:: Requirement ::
Each line that includes "page" counts once; give the total and nothing besides.

####

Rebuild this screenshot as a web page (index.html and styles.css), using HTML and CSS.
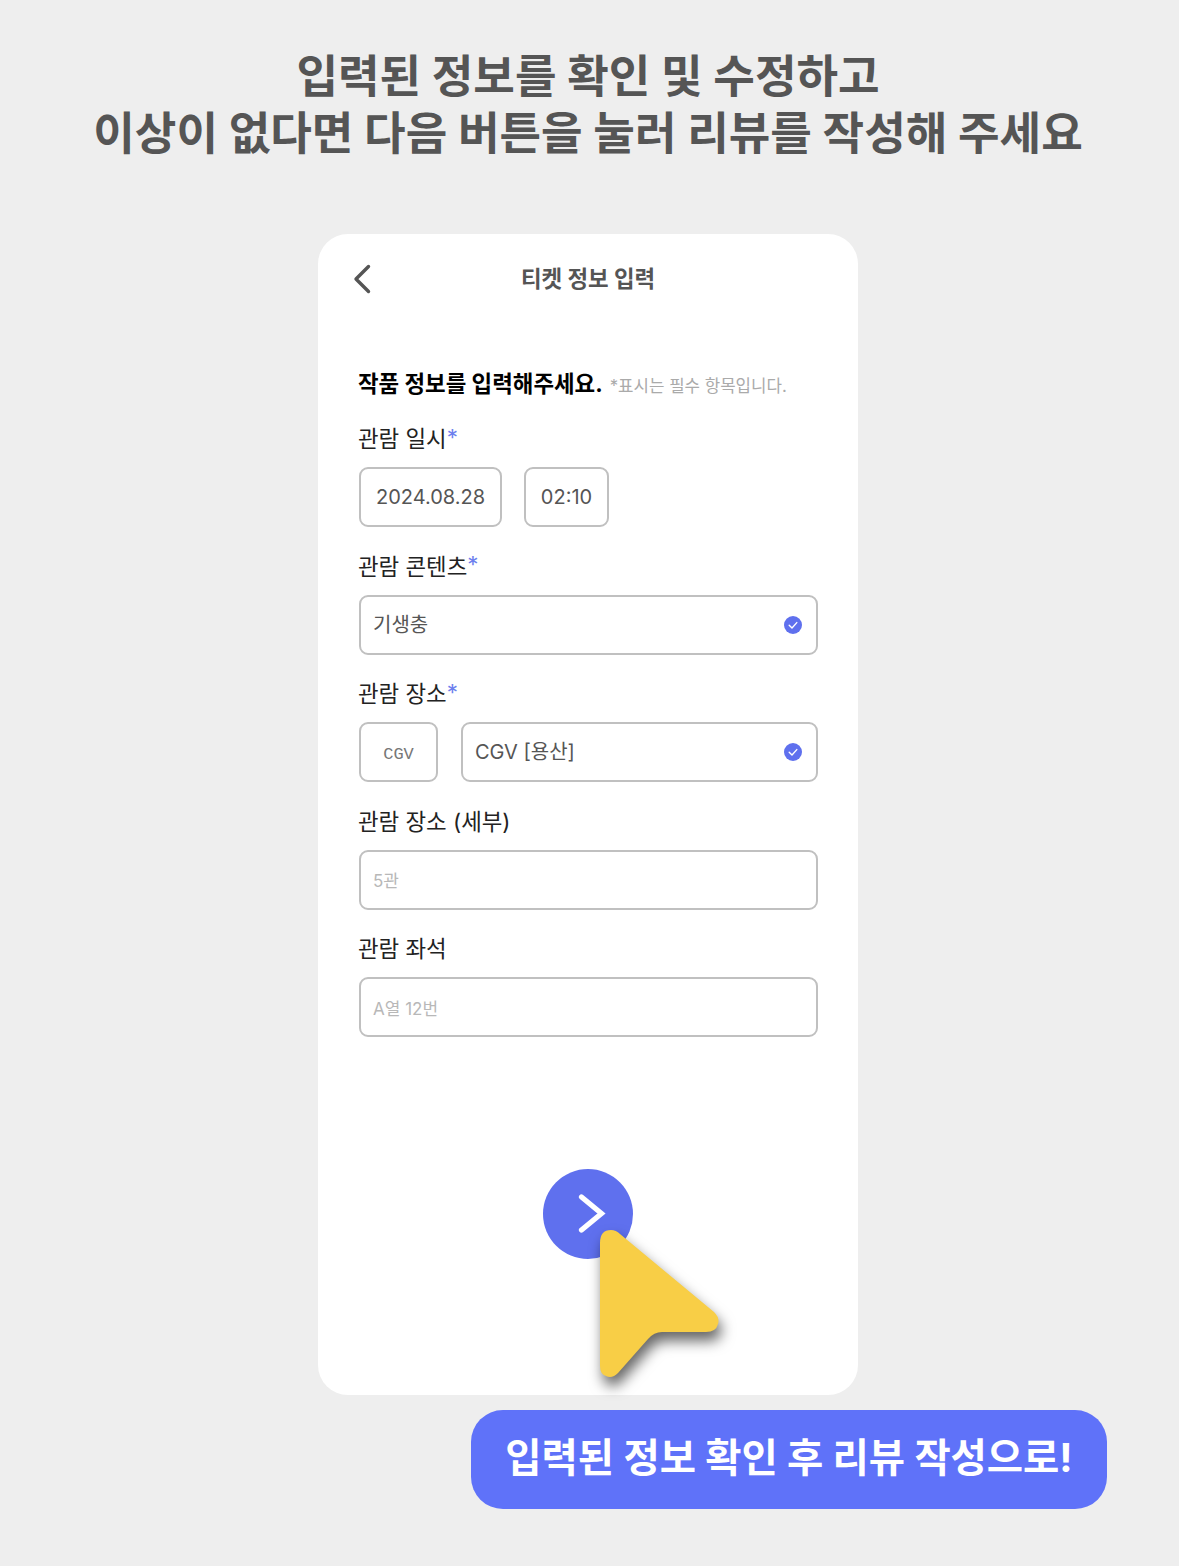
FILE: index.html
```html
<!DOCTYPE html>
<html lang="ko">
<head>
  <meta charset="UTF-8">
  <title>티켓 정보 입력</title>
  <link rel="stylesheet" href="styles.css">
</head>
<body>

<h1 class="headline">입력된 정보를 확인 및 수정하고<br>이상이 없다면 다음 버튼을 눌러 리뷰를 작성해 주세요</h1>

<div class="card">
  <div class="topbar">
    <svg class="back" width="18" height="30" viewBox="0 0 18 30"><path d="M15.5 2.5 L3 15 L15.5 27.5" fill="none" stroke="#555" stroke-width="3.4" stroke-linecap="round" stroke-linejoin="round"/></svg>
    <div class="topbar-title">티켓 정보 입력</div>
  </div>

  <div class="intro">
    <span class="intro-title">작품 정보를 입력해주세요.</span>
    <span class="intro-note">*표시는 필수 항목입니다.</span>
  </div>

  <div class="label first">관람 일시<span class="req">*</span></div>
  <div class="row">
    <div class="field date">2024.08.28</div>
    <div class="field time">02:10</div>
  </div>

  <div class="label">관람 콘텐츠<span class="req">*</span></div>
  <div class="row">
    <div class="field grow left">기생충
      <svg class="check" width="18" height="18" viewBox="0 0 18 18"><circle cx="9" cy="9" r="9" fill="#5f70ee"/><path d="M5.2 9.2 L8 12 L12.8 6.6" fill="none" stroke="#fff" stroke-width="1.4" stroke-linecap="round" stroke-linejoin="round"/></svg>
    </div>
  </div>

  <div class="label">관람 장소<span class="req">*</span></div>
  <div class="row">
    <div class="field brand">CGV</div>
    <div class="field grow left">CGV [용산]
      <svg class="check" width="18" height="18" viewBox="0 0 18 18"><circle cx="9" cy="9" r="9" fill="#5f70ee"/><path d="M5.2 9.2 L8 12 L12.8 6.6" fill="none" stroke="#fff" stroke-width="1.4" stroke-linecap="round" stroke-linejoin="round"/></svg>
    </div>
  </div>

  <div class="label">관람 장소 (세부)</div>
  <div class="row">
    <div class="field grow left hint">5관</div>
  </div>

  <div class="label">관람 좌석</div>
  <div class="row">
    <div class="field grow left hint">A열 12번</div>
  </div>

  <div class="next">
    <svg width="40" height="44" viewBox="0 0 40 44"><path d="M13.5 5 L33.5 21.5 L13.5 38" fill="none" stroke="#fff" stroke-width="5.2" stroke-linecap="round" stroke-linejoin="miter"/></svg>
  </div>

  <!-- cursor sits over the button -->
  <svg class="cursor" width="150" height="180" viewBox="0 0 150 180"><path d="M2 15 Q2 2 13 2 Q18 2 22 6 L116 84 Q122 90 120 96 Q118 104 108 104 L64 104 Q56 104 50 111 L20 145 Q14 151 8 148 Q2 146 2 138 Z" fill="#f8ce46"/></svg>
</div>

<div class="callout-wrap">
  <div class="callout">입력된 정보 확인 후 리뷰 작성으로!</div>
</div>

</body>
</html>
```

FILE: styles.css
```css
* {
  box-sizing: border-box;
}
body {
  margin: 0;
  height: 1566px;
  overflow: hidden;
  background: #eeeeee;
  font-family: Inter, "Noto Sans CJK KR", sans-serif;
}
.headline {
  margin: 0;
  padding: 48px 3px 0 0;
  height: 234px;
  text-align: center;
  font-size: 45.2px;
  line-height: 57px;
  font-weight: 700;
  color: #555555;
}
.card {
  position: relative;
  width: 540px;
  height: 1161px;
  margin-left: 318px;
  padding: 0 40px 0 41px;
  background: #ffffff;
  border-radius: 30px;
}
.topbar {
  position: relative;
  height: 86px;
  padding-right: 1px;
  display: flex;
  align-items: center;
  justify-content: center;
}
.back {
  position: absolute;
  left: -6px;
  top: 30px;
}
.topbar-title {
  font-size: 22.4px;
  font-weight: 700;
  color: #555555;
}
.intro {
  margin: 47px 0 0 -1px;
  height: 30px;
  display: flex;
  align-items: center;
  gap: 7px;
}
.intro-title {
  font-size: 22.4px;
  font-weight: 700;
  color: #000000;
}
.intro-note {
  font-size: 16.8px;
  color: #aaaaaa;
  padding-top: 5px;
}
.label {
  height: 40px;
  margin: 17.5px 0 0 -1px;
  display: flex;
  align-items: center;
  font-size: 22.4px;
  color: #222222;
}
.label.first {
  margin-top: 20px;
}
.req {
  color: #6d7fee;
}
.row {
  display: flex;
  gap: 23px;
  margin-top: 10px;
}
.field {
  position: relative;
  height: 60px;
  display: flex;
  align-items: center;
  justify-content: center;
  border: 2px solid #c0c0c0;
  border-radius: 9px;
  font-size: 20px;
  color: #555555;
}
.date {
  width: 143px;
}
.time {
  width: 85px;
  margin-left: -1px;
}
.brand {
  width: 79px;
  flex: none;
  padding-top: 5px;
  font-family: "Liberation Mono", monospace;
  font-size: 17px;
  color: #777777;
}
.grow {
  flex: 1;
}
.left {
  justify-content: flex-start;
  padding: 0 0 3px 12px;
}
.hint {
  font-size: 17px;
  color: #b8b8b8;
  padding: 0 0 0 12px;
}
.check {
  position: absolute;
  right: 14px;
  top: 19px;
}
.next {
  width: 90px;
  height: 90px;
  margin: 132px 0 0 184px;
  display: flex;
  align-items: center;
  justify-content: center;
  background: #5f70ee;
  border-radius: 50%;
}
.cursor {
  position: absolute;
  left: 280px;
  top: 994px;
  overflow: visible;
  filter: drop-shadow(3px 9px 7px rgba(0, 0, 0, 0.6));
}
.callout-wrap {
  display: flex;
  justify-content: flex-end;
  padding: 15px 72px 0 0;
}
.callout {
  width: 636px;
  height: 99px;
  display: flex;
  align-items: center;
  justify-content: center;
  padding-bottom: 10px;
  background: #5f72f9;
  border-radius: 32px;
  font-size: 39.4px;
  font-weight: 700;
  color: #ffffff;
}
```
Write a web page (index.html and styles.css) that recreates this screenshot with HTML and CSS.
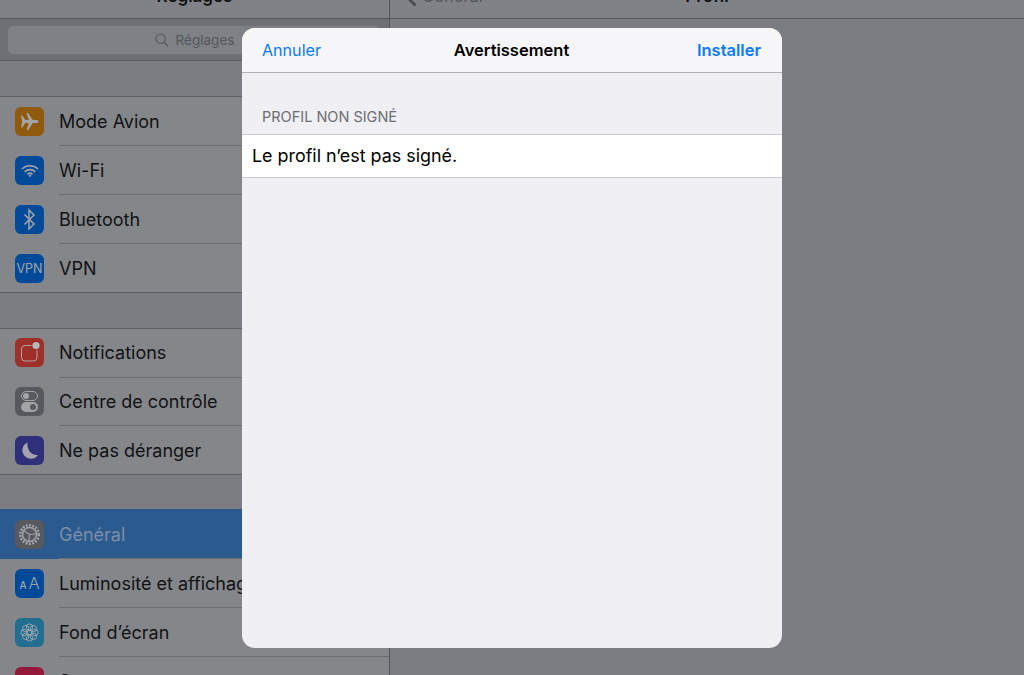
FILE: index.html
```html
<!DOCTYPE html>
<html lang="fr">
<head>
    <meta charset="UTF-8">
    <meta name="viewport" content="width=device-width, initial-scale=1.0">
    <title>Profil</title>
    <link rel="stylesheet" href="styles.css">
</head>
<body>
    <div class="app">
        <div class="sidebar">
            <div class="navbar"><span class="nav-title">Réglages</span></div>
            <div class="search-band">
                <div class="search-box">
                    <svg class="search-icon" width="14" height="14" viewBox="0 0 14 14"><circle cx="5.700" cy="5.700" r="4.700" fill="none" stroke="#58595d" stroke-width="1.100"/><path d="M9.200 9.200l4 4" stroke="#58595d" stroke-width="1.300" fill="none"/></svg>
                    <span>Réglages</span>
                </div>
            </div>

            <ul class="group">
                <li class="row">
                    <span class="icon icon-orange"><svg width="19" height="19" viewBox="0 0 19 19"><path d="M1 3.500h1.300l3 4.500h3.500L6.500 1h1.700l4.600 7h3.700c1.200 0 1.900.7 1.900 1.500s-.7 1.500-1.900 1.500h-3.700l-4.600 7H6.500l2.300-7H5.300l-3 4.500H1l1.200-6z" fill="#a3a4a7"/></svg></span>
                    <span class="label">Mode Avion</span>
                </li>
                <li class="row">
                    <span class="icon icon-blue"><svg width="18" height="14" viewBox="0 0 18 14"><path d="M1 5a11.500 11.500 0 0 1 16 0M3.800 7.800a7.500 7.500 0 0 1 10.400 0M6.500 10.300a3.700 3.700 0 0 1 5 0" fill="none" stroke="#a3a4a7" stroke-width="1.700"/><path d="M7.600 11.800L9 10.600l1.400 1.200L9 13.300z" fill="#a3a4a7"/></svg></span>
                    <span class="label">Wi-Fi</span>
                </li>
                <li class="row">
                    <span class="icon icon-blue"><svg width="13" height="23" viewBox="0 0 13 23"><path d="M1.500 6.500l9.500 9.500-5 5V2l5 5-9.500 9.500" fill="none" stroke="#a3a4a7" stroke-width="1.500"/></svg></span>
                    <span class="label">Bluetooth</span>
                </li>
                <li class="row">
                    <span class="icon icon-blue icon-text">VPN</span>
                    <span class="label">VPN</span>
                </li>
            </ul>

            <ul class="group group-compact">
                <li class="row">
                    <span class="icon icon-red"><svg width="29" height="29" viewBox="0 0 29 29"><rect x="6.500" y="7.500" width="15.500" height="15.500" rx="3.500" fill="none" stroke="#b8a0a0" stroke-width="1"/><circle cx="21" cy="7.500" r="4.500" fill="#9d3029"/><circle cx="21" cy="7.500" r="3.600" fill="#b8b8bb"/></svg></span>
                    <span class="label">Notifications</span>
                </li>
                <li class="row">
                    <span class="icon icon-gray"><svg width="23" height="23" viewBox="0 0 23 23"><rect x="3.500" y="1.500" width="16" height="9" rx="4.500" fill="none" stroke="#a3a4a7"/><circle cx="8" cy="6" r="3" fill="#a3a4a7"/><rect x="3" y="12" width="17" height="10" rx="5" fill="#a3a4a7"/><circle cx="15" cy="17" r="3" fill="#58595e"/></svg></span>
                    <span class="label">Centre de contrôle</span>
                </li>
                <li class="row">
                    <span class="icon icon-purple"><svg width="23" height="23" viewBox="0 0 23 23"><path d="M9.500 3.500a8.500 8.500 0 1 0 10.500 12.500c-6 1-11.500-4.500-10.500-12.500z" fill="#a3a4b0"/></svg></span>
                    <span class="label">Ne pas déranger</span>
                </li>
            </ul>

            <ul class="group group-selected">
                <li class="row row-selected">
                    <span class="icon icon-gray"><svg width="25" height="25" viewBox="0 0 25 25"><circle cx="12.500" cy="12.500" r="9.300" fill="none" stroke="#a3a4a7" stroke-width="2.400" stroke-dasharray="1.900 1.420"/><circle cx="12.500" cy="12.500" r="7" fill="none" stroke="#a3a4a7" stroke-width="1.600"/><path d="M12.500 12.500L6.800 8.500M12.500 12.500l7-.8M12.500 12.500l-.8 7" stroke="#a3a4a7" stroke-width="1.100" fill="none"/></svg></span>
                    <span class="label">Général</span>
                </li>
                <li class="row">
                    <span class="icon icon-blue icon-aa"><span class="aa-small">A</span><span class="aa-big">A</span></span>
                    <span class="label">Luminosité et affichage</span>
                </li>
                <li class="row">
                    <span class="icon icon-teal"><svg width="21" height="21" viewBox="0 0 23 23"><g fill="none" stroke="#a3a8ae" stroke-width="1"><circle cx="11.500" cy="11.500" r="2.600"/><circle cx="11.500" cy="5.600" r="3.500"/><circle cx="11.500" cy="17.400" r="3.500"/><circle cx="5.600" cy="11.500" r="3.500"/><circle cx="17.400" cy="11.500" r="3.500"/><circle cx="7.300" cy="7.300" r="3.500"/><circle cx="15.700" cy="7.300" r="3.500"/><circle cx="7.300" cy="15.700" r="3.500"/><circle cx="15.700" cy="15.700" r="3.500"/></g></svg></span>
                    <span class="label">Fond d’écran</span>
                </li>
                <li class="row">
                    <span class="icon icon-crimson"></span>
                    <span class="label">Sons</span>
                </li>
            </ul>
        </div>

        <div class="detail">
            <div class="navbar">
                <span class="nav-back">
                    <svg width="13" height="22" viewBox="0 0 13 22"><path d="M11.500 1.500L2 11l9.500 9.500" fill="none" stroke="#4a4b4f" stroke-width="2.800"/></svg>
                    Général
                </span>
                <span class="nav-title">Profil</span>
            </div>
        </div>
    </div>

    <div class="modal">
        <div class="modal-header">
            <span class="modal-link">Annuler</span>
            <span class="modal-title">Avertissement</span>
            <span class="modal-link modal-link-bold">Installer</span>
        </div>
        <div class="section-title">PROFIL NON SIGNÉ</div>
        <div class="section-row">Le profil n’est pas signé.</div>
    </div>
</body>
</html>
```

FILE: styles.css
```css
body {
    margin: 0;
    height: 675px;
    overflow: hidden;
    background-color: #7c7d82;
    font-family: Inter, "Liberation Sans", sans-serif;
    color: #111214;
}
ul {
    list-style: none;
    margin: 0;
    padding: 0;
}
.app {
    display: flex;
    margin-top: -26px;
}
.sidebar {
    width: 389px;
    border-right: 1px solid #55565a;
    flex-shrink: 0;
}
.detail {
    flex: 1;
}
.navbar {
    height: 44px;
    border-bottom: 1px solid #55565a;
    background-color: #818287;
    display: flex;
    align-items: center;
    justify-content: center;
    position: relative;
}
.nav-title {
    font-size: 17px;
    font-weight: 600;
}
.nav-back {
    position: absolute;
    left: 14px;
    top: 11px;
    display: flex;
    align-items: center;
    gap: 5px;
    font-size: 16.500px;
    color: #55565a;
}
.search-band {
    height: 42px;
    padding: 7px 8px 6px;
    box-sizing: border-box;
    background-color: #6f7075;
    border-bottom: 1px solid #5e5f63;
}
.search-box {
    height: 28px;
    border-radius: 5px;
    background-color: #808186;
    display: flex;
    align-items: center;
    justify-content: center;
    gap: 7px;
    font-size: 13.500px;
    color: #55565a;
}
.group {
    margin-top: 35px;
    border-top: 1px solid #5e5f63;
    background-color: #85868a;
}
.group-selected {
    margin-top: 34px;
    border-top-color: #2b5a8f;
}
.row {
    height: 49px;
    box-sizing: border-box;
    padding-left: 15px;
    display: flex;
    align-items: center;
    gap: 15px;
    font-size: 18px;
    position: relative;
}
.group-compact .row {
    height: 48.670px;
    padding-bottom: 1px;
}
.row::after {
    content: "";
    position: absolute;
    left: 59px;
    right: 0;
    bottom: 0;
    height: 1px;
    background-color: #6c6d71;
}
.group .row:last-child::after {
    left: 0;
    background-color: #5e5f63;
}
.row-selected {
    background-color: #2b5a8f;
    color: #7e8ea6;
}
.label {
    white-space: nowrap;
}
.icon {
    width: 29px;
    height: 29px;
    border-radius: 6px;
    display: flex;
    align-items: center;
    justify-content: center;
    flex-shrink: 0;
    color: #a3a4a7;
}
.icon-orange { background-color: #8f5a0c; }
.icon-blue { background-color: #004a99; }
.icon-red { background-color: #9d3029; }
.icon-gray { background-color: #58595e; }
.icon-purple { background-color: #30307a; }
.icon-teal { background-color: #226e91; }
.icon-crimson { background-color: #941a3c; }
.icon-text {
    font-size: 12.500px;
}
.icon-aa {
    align-items: baseline;
    gap: 2px;
    line-height: 29px;
}
.aa-small {
    font-size: 10px;
    font-weight: 500;
}
.aa-big {
    font-size: 16.500px;
    font-weight: 300;
}
.modal {
    position: absolute;
    left: 242px;
    top: 28px;
    width: 540px;
    height: 620px;
    border-radius: 13px;
    overflow: hidden;
    background-color: #efeff4;
}
.modal-header {
    height: 44px;
    border-bottom: 1px solid #b2b2b5;
    background-color: #f6f6f8;
    padding: 0 21px 0 20px;
    display: grid;
    grid-template-columns: 1fr auto 1fr;
    align-items: center;
    font-size: 16.500px;
}
.modal-link {
    color: #0a7aff;
    font-size: 16.100px;
}
.modal-link-bold {
    font-weight: 600;
    font-size: 16.500px;
    text-align: right;
}
.modal-title {
    font-weight: 600;
    color: #000;
}
.section-title {
    padding: 35px 20px 9px;
    font-size: 14.500px;
    line-height: 17px;
    color: #6d6d72;
}
.section-row {
    height: 40px;
    padding: 0 0 2px 10px;
    background-color: #fff;
    border-top: 1px solid #c8c7cc;
    border-bottom: 1px solid #c8c7cc;
    display: flex;
    align-items: center;
    font-size: 17.900px;
    color: #000;
}
```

####

:: Answer to the problem ::
2